Leave out any picture and return the remaining listing below exactly as given.

---

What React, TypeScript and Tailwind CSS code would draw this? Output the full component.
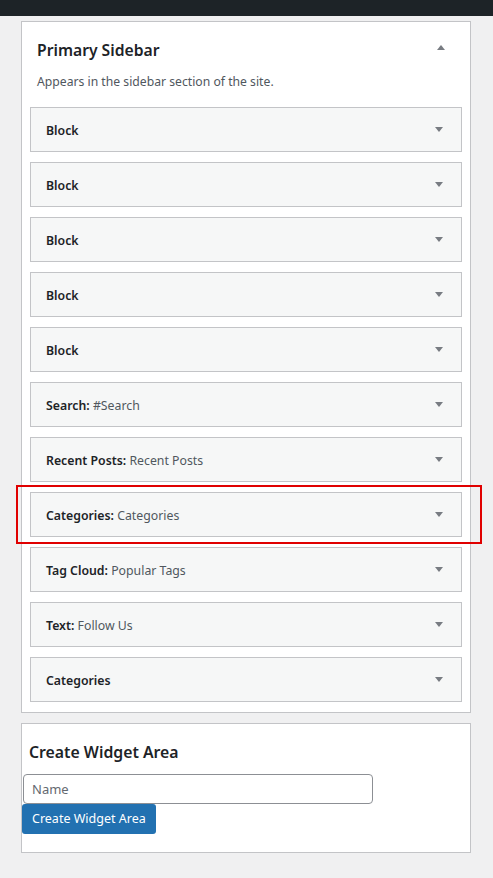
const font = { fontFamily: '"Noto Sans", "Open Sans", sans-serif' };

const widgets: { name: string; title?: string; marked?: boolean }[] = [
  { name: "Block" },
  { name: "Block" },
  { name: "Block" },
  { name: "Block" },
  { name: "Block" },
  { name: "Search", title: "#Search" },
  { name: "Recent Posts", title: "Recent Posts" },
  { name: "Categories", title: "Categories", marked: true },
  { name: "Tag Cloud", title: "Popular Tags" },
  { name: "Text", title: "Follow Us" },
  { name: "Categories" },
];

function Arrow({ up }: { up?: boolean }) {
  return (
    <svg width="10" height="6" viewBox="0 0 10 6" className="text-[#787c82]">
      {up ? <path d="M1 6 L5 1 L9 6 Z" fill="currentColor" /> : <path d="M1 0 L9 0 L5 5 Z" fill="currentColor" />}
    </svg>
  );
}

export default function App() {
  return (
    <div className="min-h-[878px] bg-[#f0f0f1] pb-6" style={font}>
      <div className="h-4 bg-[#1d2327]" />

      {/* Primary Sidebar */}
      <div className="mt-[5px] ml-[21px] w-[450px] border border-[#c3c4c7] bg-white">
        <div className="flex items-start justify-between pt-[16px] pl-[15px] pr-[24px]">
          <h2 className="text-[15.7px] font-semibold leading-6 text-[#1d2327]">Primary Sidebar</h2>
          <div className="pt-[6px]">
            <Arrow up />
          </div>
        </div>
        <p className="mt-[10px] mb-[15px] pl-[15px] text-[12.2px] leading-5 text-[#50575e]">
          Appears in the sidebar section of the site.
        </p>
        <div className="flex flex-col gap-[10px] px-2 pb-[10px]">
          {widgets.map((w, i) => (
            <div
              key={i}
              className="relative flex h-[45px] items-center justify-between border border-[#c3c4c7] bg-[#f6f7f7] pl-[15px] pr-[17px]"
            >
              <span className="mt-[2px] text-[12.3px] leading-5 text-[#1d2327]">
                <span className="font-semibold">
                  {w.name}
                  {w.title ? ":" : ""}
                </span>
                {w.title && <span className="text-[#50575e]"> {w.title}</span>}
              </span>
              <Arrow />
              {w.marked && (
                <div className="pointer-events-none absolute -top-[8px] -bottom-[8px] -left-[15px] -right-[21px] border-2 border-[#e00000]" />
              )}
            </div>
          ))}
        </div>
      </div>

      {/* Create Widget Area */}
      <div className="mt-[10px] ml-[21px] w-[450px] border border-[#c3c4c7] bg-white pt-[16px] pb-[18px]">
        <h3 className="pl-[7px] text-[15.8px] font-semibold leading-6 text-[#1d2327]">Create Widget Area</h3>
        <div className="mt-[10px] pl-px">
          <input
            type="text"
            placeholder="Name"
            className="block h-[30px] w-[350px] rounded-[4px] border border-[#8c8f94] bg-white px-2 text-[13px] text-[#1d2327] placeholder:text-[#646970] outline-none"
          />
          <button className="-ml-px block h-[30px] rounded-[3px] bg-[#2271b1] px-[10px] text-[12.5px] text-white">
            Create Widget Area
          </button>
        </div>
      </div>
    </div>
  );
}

---

§ **Task output**:
What React, TypeScript and Tailwind CSS code would draw this? Output the full component.
const font = { fontFamily: '"Noto Sans", "Open Sans", sans-serif' };

const widgets: { name: string; title?: string; marked?: boolean }[] = [
  { name: "Block" },
  { name: "Block" },
  { name: "Block" },
  { name: "Block" },
  { name: "Block" },
  { name: "Search", title: "#Search" },
  { name: "Recent Posts", title: "Recent Posts" },
  { name: "Categories", title: "Categories", marked: true },
  { name: "Tag Cloud", title: "Popular Tags" },
  { name: "Text", title: "Follow Us" },
  { name: "Categories" },
];

function Arrow({ up }: { up?: boolean }) {
  return (
    <svg width="10" height="6" viewBox="0 0 10 6" className="text-[#787c82]">
      {up ? <path d="M1 6 L5 1 L9 6 Z" fill="currentColor" /> : <path d="M1 0 L9 0 L5 5 Z" fill="currentColor" />}
    </svg>
  );
}

export default function App() {
  return (
    <div className="min-h-[878px] bg-[#f0f0f1] pb-6" style={font}>
      <div className="h-4 bg-[#1d2327]" />

      {/* Primary Sidebar */}
      <div className="mt-[5px] ml-[21px] w-[450px] border border-[#c3c4c7] bg-white">
        <div className="flex items-start justify-between pt-[16px] pl-[15px] pr-[24px]">
          <h2 className="text-[15.7px] font-semibold leading-6 text-[#1d2327]">Primary Sidebar</h2>
          <div className="pt-[6px]">
            <Arrow up />
          </div>
        </div>
        <p className="mt-[10px] mb-[15px] pl-[15px] text-[12.2px] leading-5 text-[#50575e]">
          Appears in the sidebar section of the site.
        </p>
        <div className="flex flex-col gap-[10px] px-2 pb-[10px]">
          {widgets.map((w, i) => (
            <div
              key={i}
              className="relative flex h-[45px] items-center justify-between border border-[#c3c4c7] bg-[#f6f7f7] pl-[15px] pr-[17px]"
            >
              <span className="mt-[2px] text-[12.3px] leading-5 text-[#1d2327]">
                <span className="font-semibold">
                  {w.name}
                  {w.title ? ":" : ""}
                </span>
                {w.title && <span className="text-[#50575e]"> {w.title}</span>}
              </span>
              <Arrow />
              {w.marked && (
                <div className="pointer-events-none absolute -top-[8px] -bottom-[8px] -left-[15px] -right-[21px] border-2 border-[#e00000]" />
              )}
            </div>
          ))}
        </div>
      </div>

      {/* Create Widget Area */}
      <div className="mt-[10px] ml-[21px] w-[450px] border border-[#c3c4c7] bg-white pt-[16px] pb-[18px]">
        <h3 className="pl-[7px] text-[15.8px] font-semibold leading-6 text-[#1d2327]">Create Widget Area</h3>
        <div className="mt-[10px] pl-px">
          <input
            type="text"
            placeholder="Name"
            className="block h-[30px] w-[350px] rounded-[4px] border border-[#8c8f94] bg-white px-2 text-[13px] text-[#1d2327] placeholder:text-[#646970] outline-none"
          />
          <button className="-ml-px block h-[30px] rounded-[3px] bg-[#2271b1] px-[10px] text-[12.5px] text-white">
            Create Widget Area
          </button>
        </div>
      </div>
    </div>
  );
}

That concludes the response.